* **Source material**:
^^^^
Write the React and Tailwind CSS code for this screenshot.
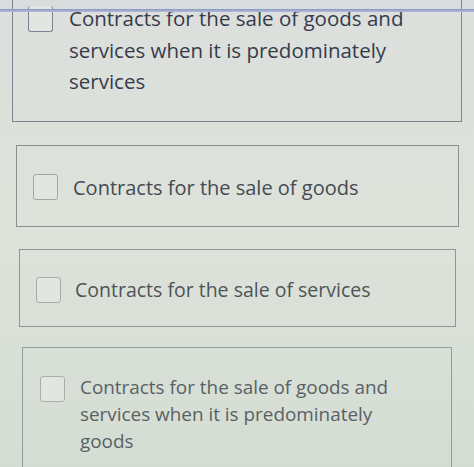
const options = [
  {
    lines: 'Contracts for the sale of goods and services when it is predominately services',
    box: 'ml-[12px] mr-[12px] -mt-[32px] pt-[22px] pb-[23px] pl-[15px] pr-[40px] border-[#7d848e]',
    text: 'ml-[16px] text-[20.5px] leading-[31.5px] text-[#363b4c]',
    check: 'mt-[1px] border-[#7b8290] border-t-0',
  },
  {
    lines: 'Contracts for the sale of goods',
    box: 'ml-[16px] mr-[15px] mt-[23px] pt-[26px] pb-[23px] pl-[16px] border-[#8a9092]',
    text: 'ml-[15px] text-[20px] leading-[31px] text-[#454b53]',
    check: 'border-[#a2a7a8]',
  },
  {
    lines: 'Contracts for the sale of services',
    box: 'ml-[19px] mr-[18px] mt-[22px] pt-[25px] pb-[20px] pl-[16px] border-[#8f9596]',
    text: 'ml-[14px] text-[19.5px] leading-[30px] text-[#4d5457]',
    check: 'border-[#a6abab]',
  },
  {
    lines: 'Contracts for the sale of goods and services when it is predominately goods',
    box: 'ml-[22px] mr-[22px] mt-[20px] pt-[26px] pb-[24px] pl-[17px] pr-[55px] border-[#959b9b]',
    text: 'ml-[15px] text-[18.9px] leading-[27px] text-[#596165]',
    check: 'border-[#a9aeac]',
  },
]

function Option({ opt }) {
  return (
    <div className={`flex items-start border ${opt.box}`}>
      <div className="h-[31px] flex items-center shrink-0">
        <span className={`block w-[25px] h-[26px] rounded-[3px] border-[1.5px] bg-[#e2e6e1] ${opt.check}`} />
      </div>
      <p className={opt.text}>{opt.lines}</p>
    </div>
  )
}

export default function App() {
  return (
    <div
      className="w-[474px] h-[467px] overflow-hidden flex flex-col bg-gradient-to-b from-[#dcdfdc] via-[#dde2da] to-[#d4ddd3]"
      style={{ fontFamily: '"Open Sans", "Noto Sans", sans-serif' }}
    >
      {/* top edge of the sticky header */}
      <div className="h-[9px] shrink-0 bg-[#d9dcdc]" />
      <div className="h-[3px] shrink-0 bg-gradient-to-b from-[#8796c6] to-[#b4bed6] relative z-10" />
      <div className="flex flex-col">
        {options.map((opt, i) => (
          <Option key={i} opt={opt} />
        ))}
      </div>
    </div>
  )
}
^^^^
* **Challenge**: Copy the listing word for word, excluding its pictures.

* **Exercise response**:
Write the React and Tailwind CSS code for this screenshot.
const options = [
  {
    lines: 'Contracts for the sale of goods and services when it is predominately services',
    box: 'ml-[12px] mr-[12px] -mt-[32px] pt-[22px] pb-[23px] pl-[15px] pr-[40px] border-[#7d848e]',
    text: 'ml-[16px] text-[20.5px] leading-[31.5px] text-[#363b4c]',
    check: 'mt-[1px] border-[#7b8290] border-t-0',
  },
  {
    lines: 'Contracts for the sale of goods',
    box: 'ml-[16px] mr-[15px] mt-[23px] pt-[26px] pb-[23px] pl-[16px] border-[#8a9092]',
    text: 'ml-[15px] text-[20px] leading-[31px] text-[#454b53]',
    check: 'border-[#a2a7a8]',
  },
  {
    lines: 'Contracts for the sale of services',
    box: 'ml-[19px] mr-[18px] mt-[22px] pt-[25px] pb-[20px] pl-[16px] border-[#8f9596]',
    text: 'ml-[14px] text-[19.5px] leading-[30px] text-[#4d5457]',
    check: 'border-[#a6abab]',
  },
  {
    lines: 'Contracts for the sale of goods and services when it is predominately goods',
    box: 'ml-[22px] mr-[22px] mt-[20px] pt-[26px] pb-[24px] pl-[17px] pr-[55px] border-[#959b9b]',
    text: 'ml-[15px] text-[18.9px] leading-[27px] text-[#596165]',
    check: 'border-[#a9aeac]',
  },
]

function Option({ opt }) {
  return (
    <div className={`flex items-start border ${opt.box}`}>
      <div className="h-[31px] flex items-center shrink-0">
        <span className={`block w-[25px] h-[26px] rounded-[3px] border-[1.5px] bg-[#e2e6e1] ${opt.check}`} />
      </div>
      <p className={opt.text}>{opt.lines}</p>
    </div>
  )
}

export default function App() {
  return (
    <div
      className="w-[474px] h-[467px] overflow-hidden flex flex-col bg-gradient-to-b from-[#dcdfdc] via-[#dde2da] to-[#d4ddd3]"
      style={{ fontFamily: '"Open Sans", "Noto Sans", sans-serif' }}
    >
      {/* top edge of the sticky header */}
      <div className="h-[9px] shrink-0 bg-[#d9dcdc]" />
      <div className="h-[3px] shrink-0 bg-gradient-to-b from-[#8796c6] to-[#b4bed6] relative z-10" />
      <div className="flex flex-col">
        {options.map((opt, i) => (
          <Option key={i} opt={opt} />
        ))}
      </div>
    </div>
  )
}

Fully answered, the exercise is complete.